Either (or both) of the above services can be provided on a stand-alone basis, or as part of a larger set of reviews. Contract audits are distinct services from contract reviews and are typically part of a more involved risk management audit process or other service packages (discussed below).
Risk Management (“RM”) Process Services
PLC has more than three decades of experience in negotiating contracts for design professionals. Increasingly, design professionals are facing demands by clients that the firm assume unrealistic and inappropriate risks. The need for creative contractual solutions which both allow the firm to “get to yes” with a healthy percentage of contractual engagements (while also maintaining a reasonable risk-reward balance) is increasing.
Contract Audits
Contract audits can be very revealing. They can be conducted on-site at the client’s facilities, or via review of client-forwarded agreements. Experience teaches that on-site random selection of files for review provides much better information. Typical information goals in contract audits are:
- Determining the extent to which signed contracts exist for projects/jobs
- Learning whether the client simply signs forms, negotiates changes to forms, or is successful in working under the client’s own standard terms and conditions
- Conducting pattern analysis as to which areas the client reliably “pushes back” on – which gives a solid indication of how widely and consistently the client’s risk preferences are known and observed by its internal contracting/risk management team. This information may be “news” to the client’s own risk management team
- In addition, in the course of the audit, transmittal letters located in the client’s project/job files should document whether or not the client is managing its third party liability risks (and associated ethics risks for licensed professionals or firms licensed to provide professional services.) Contract audits can be very helpful as part of an internal claims audit.
RM Process Reviews
RM process reviews should, by definition, include a contract audit. These reviews also examine internal protocols (if any) as to when certain risks are elevated for more intense review by more senior members of the client’s risk management team. A comparison is made between the existing risk management process and the actual day-to-day operation of the process. This comparison is of significant value to the client.
RM Process Designs
RM process designs are appropriate where the client acknowledges that either it has no existing risk management process, or it wants to scrap an ineffective process and implement a new process. These designs are always undertaken with support and involvement of the most senior management of the client’s “C-Suite” personnel. Risk management process revision work can also be especially helpful where there is an extant, functioning process which needs updating or improvement. It should be noted that all RM design services are created specifically for the client, and that the client plays an active participatory role in the design process.
Customized Training
Custom training activities can be of great value to clients.
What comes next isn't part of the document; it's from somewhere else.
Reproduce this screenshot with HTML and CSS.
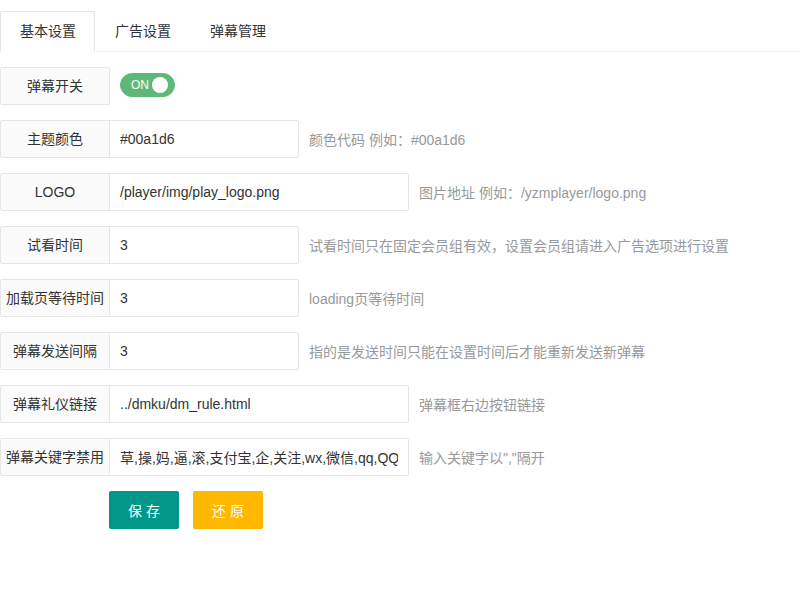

Typically, a two-to-three hour period of time during an already-scheduled meeting of the targeted training population is the best way to deliver these services. Consultation with the broker and the client’s risk management team is required by PLC in order to prepare an effective and useful training product.
All training procedures are tailor-made for the client, with the client’s active participation, although some of the topics raised by clients may already be covered by existing materials in the PLC presentation library. Of course, over time, PLC and the client would build a client library of presentations based on the client’s needs.
It must be acknowledged that some clients may choose to have PLC propose risk topics, in which case PLC typically defaults to its top five issues for construction and environmental risk: standard of care, indemnities, limits of liability, third party risks and the evolving ethics risks associated with disclosures of information, both in terms of ethical canons for P.E.’s/P.G.’s and the strictures of NDA provisions.
If the client wishes to engage in the training design, then teleconference discussions illuminate risk topics which are of concern to various stakeholders and actors in the client’s risk management process. The targeted training population is identified by the client, and the topics for discussion are refined. On occasion, the broker, counsel (internal or external) of the client, or senior managers may want (or insist upon) the opportunity to participate in the presentation.
The proposed training materials are circulated electronically among the client’s risk management team, and revised as needed until all stakeholders approve of the materials. Experience teaches that this process enhances the utility of the training product and overall management “buy-in.” PLC’s on-site training has been uniformly well-received since its inception in 1998.
Pre-Claim / Potential Claim Services
Pre-claim / potential claim services. Pre-claim/potential claims services are available from PLC. We are well experienced in the early assessment of potential claim situations and can readily assist a client (in preparation for discussions with its carrier) in evaluating initial client/broker opinions as to severity and complexity, as well as providing early-on maps of strategies and tactics for possible resolutions.
Claim Audits
Claim audits are free-standing services which can be folded into a variety of other products (RM assessments, designs, etc.)
PLC’s broad experience (on all sides of claims) can be brought to bear in providing a fulsome understanding of individual or multiple claims and the larger organizational/situational contexts impacting the origination, prosecution and resolution of claims. Claim audits can be focused on particular situations which appear to be difficult and not susceptible to efficient resolution, or they can be broadened to include a number of open and/or closed claims. Subrogation considerations should be part of both pre-claim/potential claim work and claim audit work. If PLC is engaged to work on a presently pending matter, it should be engaged by the client’s internal or external counsel and report directly to such counsel.